Let me set the record straight, right now.

This bill will not add a penny to the deficit - it will help reduce it. The budget reconciliation instructions require that any student loan reforms return at least $1 billion to the Treasury over 5 years.

It will meet PAY-GO. We are committed to that, and it will be done.

The bill creates and retains jobs. It maintains a robust and appropriate role for private banks and lenders in servicing loans. Servicing loans through the Direct Loan program will not only preserve most jobs, it will bring jobs back home that can currently be shipped overseas by lenders.

Moving to Direct Loans is a much better use of taxpayer dollars. Consider that right now, between schools that have switched to Direct Loans and emergency federal aid banks are relying on - the federal government is already funding 8.8 of every 10 dollars lent in federal student lending.

The current FFEL system can't continue. We saw this two years ago when the markets seized up, students would have been left high and dry if we had not stepped in to provide liquidity.
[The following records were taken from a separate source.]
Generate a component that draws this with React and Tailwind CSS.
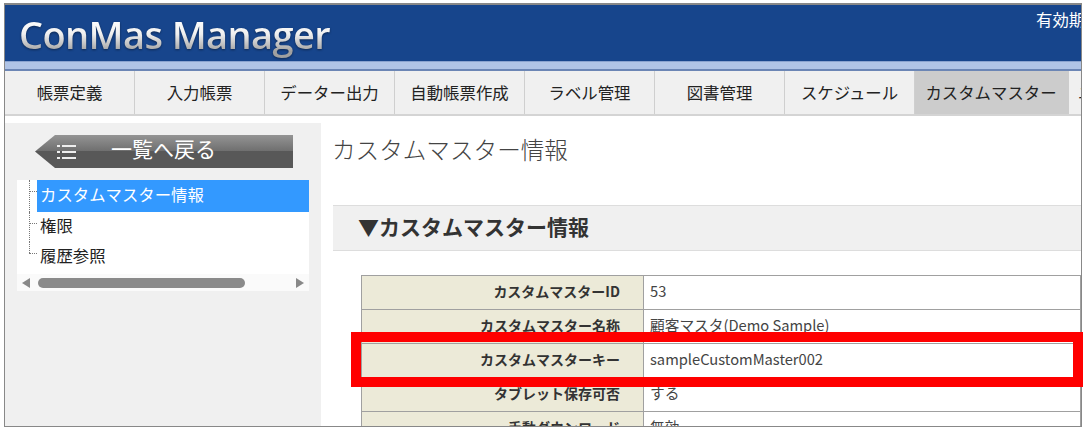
const tabs = ['帳票定義', '入力帳票', 'データー出力', '自動帳票作成', 'ラベル管理', '図書管理', 'スケジュール'];

const rows = [
  ['カスタムマスターID', '53'],
  ['カスタムマスター名称', '顧客マスタ(Demo Sample)'],
  ['カスタムマスターキー', 'sampleCustomMaster002'],
  ['タブレット保存可否', 'する'],
  ['手動ダウンロード', '無効'],
];

const font = { fontFamily: '"Noto Sans CJK JP", "Noto Sans", sans-serif' };

function TreeItem({ label, selected, last }) {
  return (
    <div className={`relative flex items-center pl-[20px] ${selected ? 'h-[32px]' : 'h-[30px]'}`}>
      <span className={`absolute left-[12px] top-0 w-[8px] border-l border-dotted border-[#777] ${last ? 'h-[11px]' : 'h-full'}`} />
      <span className="absolute left-[12px] top-[11px] w-[8px] border-t border-dotted border-[#777]" />
      <span className={`flex-1 h-full flex items-center pl-[3px] pb-[4px] text-[16.4px] ${selected ? 'bg-[#3399ff] text-white' : 'text-[#222]'}`}>
        {label}
      </span>
    </div>
  );
}

export default function App() {
  return (
    <div className="relative w-[1084px] h-[431px] bg-white overflow-hidden" style={font}>
      <div className="absolute left-[4px] top-[3px] w-[1078px] h-[424px] border border-[#888] border-t-2 overflow-hidden bg-white flex flex-col">
        <header className="h-[56px] bg-[#17458c] flex shrink-0 justify-between relative">
          <span
            className="ml-[14px] mt-[4px] h-[50px] text-[38px] leading-[50px] font-semibold tracking-[-0.6px] bg-[linear-gradient(#ffffff_20%,#f0f0f0_50%,#a0a0a0_85%)] bg-clip-text text-transparent drop-shadow-[0_1px_1px_rgba(0,0,0,0.4)]"
            style={{ fontFamily: '"Open Sans", sans-serif' }}
          >
            ConMas Manager
          </span>
          <span className="absolute left-[1031px] top-[2px] text-[16.4px] leading-[24px] text-white whitespace-nowrap">有効期限</span>
        </header>
        <div className="h-[10px] shrink-0 bg-[#b0c4e6] border-t border-[#8aa3cf] border-b-2 border-b-[#6c86b5]" />
        <nav className="h-[45px] shrink-0 flex bg-[#f0f0f0] border-b-2 border-[#d4d4d4] overflow-hidden">
          {tabs.map((t) => (
            <div key={t} className="w-[130px] shrink-0 flex items-center justify-center border-r border-[#cfcfcf] text-[16.4px] text-[#222]">
              {t}
            </div>
          ))}
          <div className="w-[154px] shrink-0 flex items-center justify-center pr-[2px] bg-[#cccccc] text-[16.4px] text-[#222]">カスタムマスター</div>
          <div className="pl-[9px] shrink-0 flex items-center text-[16.4px] text-[#222] whitespace-nowrap">ユーザー</div>
        </nav>
        <div className="flex flex-1 min-h-0 pt-[7px]">
          <aside className="w-[316px] shrink-0 bg-[#f0f0f0] pt-[12px] pl-[12px] pr-[12px]">
            <button className="ml-[18px] w-[258px] h-[33px] flex items-center bg-[linear-gradient(#949494,#6e6e6e_50%,#585858_50%,#585858)] [clip-path:polygon(0_50%,20px_0,100%_0,100%_100%,20px_100%)] text-white text-[21px]">
              <svg width="20" height="16" viewBox="0 0 20 16" className="ml-[22px] shrink-0" fill="#eeeeee">
                <rect x="0" y="1" width="3" height="2" />
                <rect x="5" y="1" width="14" height="2" />
                <rect x="0" y="7" width="3" height="2" />
                <rect x="5" y="7" width="14" height="2" />
                <rect x="0" y="13" width="3" height="2" />
                <rect x="5" y="13" width="14" height="2" />
              </svg>
              <span className="ml-[34px] leading-none pb-[6px]">一覧へ戻る</span>
            </button>
            <div className="mt-[12px] w-[292px] h-[111px] bg-white">
              <TreeItem label="カスタムマスター情報" selected />
              <TreeItem label="権限" />
              <TreeItem label="履歴参照" last />
              <div className="mt-[2px] h-[17px] bg-[#fafafa] flex items-center">
                <span className="ml-[5px] w-0 h-0 border-y-[5px] border-y-transparent border-r-[8px] border-r-[#888]" />
                <span className="ml-[8px] w-[207px] h-[10px] rounded-full bg-[#8a8a8a]" />
                <span className="ml-auto mr-[5px] w-0 h-0 border-y-[5px] border-y-transparent border-l-[8px] border-l-[#888]" />
              </div>
            </div>
          </aside>
          <main className="flex-1 min-w-0 pl-[11px]">
            <h1 className="mt-[8px] text-[23.6px] leading-[36px] font-light text-[#444]">カスタムマスター情報</h1>
            <h2 className="mt-[38px] h-[46px] flex items-center pl-[25px] pb-[3px] ml-[1px] bg-[#f0f0f0] border-y border-[#dddddd] text-[21px] font-bold text-[#333]">
              ▼カスタムマスター情報
            </h2>
            <table className="mt-[24px] ml-[29px] w-[720px] border-collapse table-fixed text-[14px]">
              <tbody>
                {rows.map(([k, v]) => (
                  <tr key={k} className="h-[34px]">
                    <th className="w-[282px] bg-[#ecead8] border border-[#a0a0a0] pr-[23px] pb-[2px] text-right font-bold text-[#333]">{k}</th>
                    <td className="border border-[#a0a0a0] pl-[6px] pb-[2px] text-[14.7px] text-[#444]">{v}</td>
                  </tr>
                ))}
              </tbody>
            </table>
          </main>
        </div>
      </div>
      <div className="absolute left-[351px] top-[332px] w-[732px] h-[55px] border-[10px] border-[#ff0000]" />
    </div>
  );
}
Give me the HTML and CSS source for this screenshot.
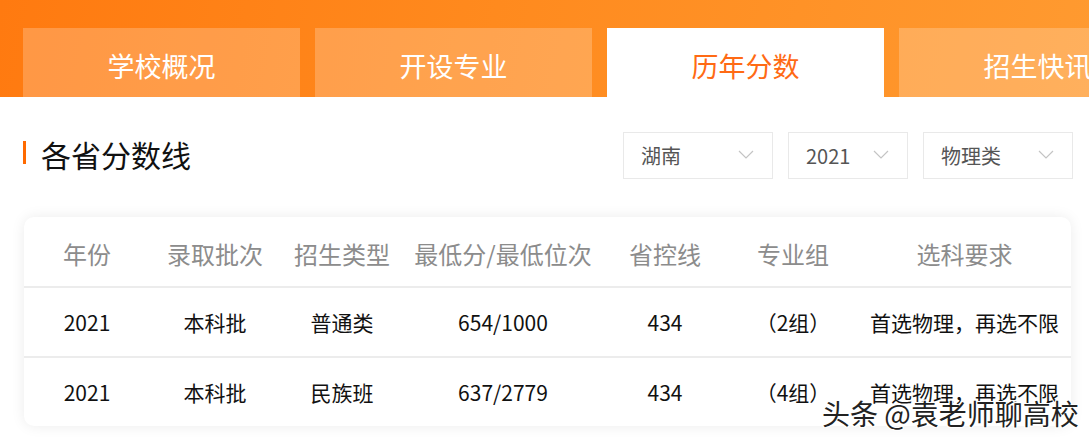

It's also wrong to suggest this is being talked about at the 11th hour.

We have known since last April that reconciliation would be used for this bill.

So this is really what is comes down to now.

The Senate has a choice to do something that is fair and right for American families.

They have a choice to end this system of corporate welfare for banks - a system that has stayed alive because of well-entrenched lobbyists and cozy Washington relationships.

They can either continue to send tens of billions of dollars to banks and a broken system - or they can send those dollars directly to students, at no costs to taxpayers.

This is a moment in history where Senators can either look back and say - we did the right thing for the American people, or they can say we did the bidding of banks.